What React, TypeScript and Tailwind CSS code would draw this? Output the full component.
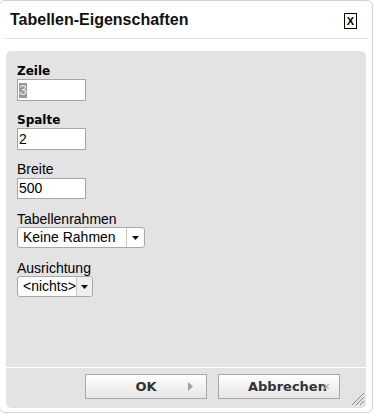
import React from "react";

const Arrow = () => (
  <svg width="7" height="4" viewBox="0 0 7 4" className="block">
    <path d="M0 0 H7 L3.5 4 Z" fill="#111" />
  </svg>
);

export default function App() {
  return (
    <div className="w-[374px] h-[415px] bg-white overflow-hidden font-['Liberation_Sans',Arial,sans-serif] text-black">
      <div className="-ml-px w-[374px] h-[413px] border border-[#d2d2d2] rounded-[6px] flex flex-col bg-white">
        {/* header */}
        <div className="ml-[5px] mr-[4px] h-[38px] border-b border-[#e2e2e2] flex items-start justify-between">
          <div className="pl-[5px] pt-[9px] text-[16px] leading-[20px] font-bold text-[#111]">
            Tabellen-Eigenschaften
          </div>
          <div className="mt-[12px] mr-[11px] w-[13px] h-[16px] border border-black flex items-center justify-center text-[11px] leading-none font-bold text-black">
            X
          </div>
        </div>
        {/* panel */}
        <div className="relative mt-[12px] ml-[6px] mr-[6px] mb-[4px] flex-1 bg-[#e3e3e3] rounded-[5px] flex flex-col">
          <div className="flex-1 pl-[11px] pt-[13px] flex flex-col">
            <div className="text-[12px] leading-[15px] font-bold font-['DejaVu_Sans',Verdana,sans-serif]">Zeile</div>
            <div className="w-[69px] h-[22px] border border-[#a6a6a6] bg-white pl-px flex items-center text-[14px]">
              <span className="bg-[#999] text-[#e6e6e6] leading-[15px]">3</span>
            </div>

            <div className="mt-[12px] text-[12px] leading-[15px] font-bold font-['DejaVu_Sans',Verdana,sans-serif]">Spalte</div>
            <div className="w-[69px] h-[22px] border border-[#a6a6a6] bg-white pl-px flex items-center text-[14px]">2</div>

            <div className="mt-[11px] text-[14px] leading-[16px]">Breite</div>
            <div className="mt-[1px] w-[69px] h-[21px] border border-[#a6a6a6] bg-white pl-px flex items-center text-[14px]">500</div>

            <div className="mt-[12px] text-[14px] leading-[16px]">Tabellenrahmen</div>
            <div className="w-[128px] h-[21px] border border-[#a9a9a9] rounded-[3px] bg-white flex items-stretch text-[14px]">
              <div className="flex-1 pl-[5px] flex items-center">Keine Rahmen</div>
              <div className="w-[18px] border-l border-[#c8c8c8] flex items-center justify-center">
                <Arrow />
              </div>
            </div>

            <div className="mt-[12px] text-[14px] leading-[16px]">Ausrichtung</div>
            <div className="w-[76px] h-[21px] border border-[#a9a9a9] rounded-[3px] bg-white flex items-stretch text-[14px]">
              <div className="w-[58px] pl-[5px] flex items-center whitespace-nowrap">&lt;nichts&gt;</div>
              <div className="w-[16px] border-l border-[#c8c8c8] bg-[#f0f0f0] rounded-r-[3px] flex items-center justify-center">
                <Arrow />
              </div>
            </div>
          </div>
          {/* footer */}
          <div className="h-[41px] border-t border-white flex justify-end items-start pt-[6px] pr-[26px] gap-[11px]">
            <div className="relative w-[122px] h-[25px] border border-[#a8a8a8] bg-gradient-to-b from-white to-[#e6e6e6] flex items-center justify-center font-['DejaVu_Sans',Verdana,sans-serif] font-bold text-[13px] text-[#333]">
              OK
              <svg width="5" height="9" viewBox="0 0 5 9" className="absolute left-[102px] top-[7px]">
                <path d="M0 0 L5 4.5 L0 9 Z" fill="#b0a090" />
              </svg>
            </div>
            <div className="relative w-[122px] h-[25px] border border-[#a8a8a8] bg-gradient-to-b from-white to-[#e6e6e6] flex items-center pl-[29px] font-['DejaVu_Sans',Verdana,sans-serif] font-bold text-[13px] text-[#333]">
              Abbrechen
              <svg width="7" height="7" viewBox="0 0 7 7" className="absolute left-[104px] top-[8px]">
                <path d="M1 1 L6 6 M6 1 L1 6" stroke="#b8b8b8" strokeWidth="1.4" />
              </svg>
            </div>
          </div>
          <svg width="14" height="14" viewBox="0 0 14 14" className="absolute right-[1px] bottom-[2px]">
            <path d="M13 1 L1 13 M13 5 L5 13 M13 9 L9 13" stroke="#8a8a8a" strokeWidth="1" />
          </svg>
        </div>
      </div>
    </div>
  );
}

◆ ◆ ◆ ◆

▸ What you should do
Repeat all the data as it stands, dropping any images it holds.

▸ Result for this exercise
What React, TypeScript and Tailwind CSS code would draw this? Output the full component.
import React from "react";

const Arrow = () => (
  <svg width="7" height="4" viewBox="0 0 7 4" className="block">
    <path d="M0 0 H7 L3.5 4 Z" fill="#111" />
  </svg>
);

export default function App() {
  return (
    <div className="w-[374px] h-[415px] bg-white overflow-hidden font-['Liberation_Sans',Arial,sans-serif] text-black">
      <div className="-ml-px w-[374px] h-[413px] border border-[#d2d2d2] rounded-[6px] flex flex-col bg-white">
        {/* header */}
        <div className="ml-[5px] mr-[4px] h-[38px] border-b border-[#e2e2e2] flex items-start justify-between">
          <div className="pl-[5px] pt-[9px] text-[16px] leading-[20px] font-bold text-[#111]">
            Tabellen-Eigenschaften
          </div>
          <div className="mt-[12px] mr-[11px] w-[13px] h-[16px] border border-black flex items-center justify-center text-[11px] leading-none font-bold text-black">
            X
          </div>
        </div>
        {/* panel */}
        <div className="relative mt-[12px] ml-[6px] mr-[6px] mb-[4px] flex-1 bg-[#e3e3e3] rounded-[5px] flex flex-col">
          <div className="flex-1 pl-[11px] pt-[13px] flex flex-col">
            <div className="text-[12px] leading-[15px] font-bold font-['DejaVu_Sans',Verdana,sans-serif]">Zeile</div>
            <div className="w-[69px] h-[22px] border border-[#a6a6a6] bg-white pl-px flex items-center text-[14px]">
              <span className="bg-[#999] text-[#e6e6e6] leading-[15px]">3</span>
            </div>

            <div className="mt-[12px] text-[12px] leading-[15px] font-bold font-['DejaVu_Sans',Verdana,sans-serif]">Spalte</div>
            <div className="w-[69px] h-[22px] border border-[#a6a6a6] bg-white pl-px flex items-center text-[14px]">2</div>

            <div className="mt-[11px] text-[14px] leading-[16px]">Breite</div>
            <div className="mt-[1px] w-[69px] h-[21px] border border-[#a6a6a6] bg-white pl-px flex items-center text-[14px]">500</div>

            <div className="mt-[12px] text-[14px] leading-[16px]">Tabellenrahmen</div>
            <div className="w-[128px] h-[21px] border border-[#a9a9a9] rounded-[3px] bg-white flex items-stretch text-[14px]">
              <div className="flex-1 pl-[5px] flex items-center">Keine Rahmen</div>
              <div className="w-[18px] border-l border-[#c8c8c8] flex items-center justify-center">
                <Arrow />
              </div>
            </div>

            <div className="mt-[12px] text-[14px] leading-[16px]">Ausrichtung</div>
            <div className="w-[76px] h-[21px] border border-[#a9a9a9] rounded-[3px] bg-white flex items-stretch text-[14px]">
              <div className="w-[58px] pl-[5px] flex items-center whitespace-nowrap">&lt;nichts&gt;</div>
              <div className="w-[16px] border-l border-[#c8c8c8] bg-[#f0f0f0] rounded-r-[3px] flex items-center justify-center">
                <Arrow />
              </div>
            </div>
          </div>
          {/* footer */}
          <div className="h-[41px] border-t border-white flex justify-end items-start pt-[6px] pr-[26px] gap-[11px]">
            <div className="relative w-[122px] h-[25px] border border-[#a8a8a8] bg-gradient-to-b from-white to-[#e6e6e6] flex items-center justify-center font-['DejaVu_Sans',Verdana,sans-serif] font-bold text-[13px] text-[#333]">
              OK
              <svg width="5" height="9" viewBox="0 0 5 9" className="absolute left-[102px] top-[7px]">
                <path d="M0 0 L5 4.5 L0 9 Z" fill="#b0a090" />
              </svg>
            </div>
            <div className="relative w-[122px] h-[25px] border border-[#a8a8a8] bg-gradient-to-b from-white to-[#e6e6e6] flex items-center pl-[29px] font-['DejaVu_Sans',Verdana,sans-serif] font-bold text-[13px] text-[#333]">
              Abbrechen
              <svg width="7" height="7" viewBox="0 0 7 7" className="absolute left-[104px] top-[8px]">
                <path d="M1 1 L6 6 M6 1 L1 6" stroke="#b8b8b8" strokeWidth="1.4" />
              </svg>
            </div>
          </div>
          <svg width="14" height="14" viewBox="0 0 14 14" className="absolute right-[1px] bottom-[2px]">
            <path d="M13 1 L1 13 M13 5 L5 13 M13 9 L9 13" stroke="#8a8a8a" strokeWidth="1" />
          </svg>
        </div>
      </div>
    </div>
  );
}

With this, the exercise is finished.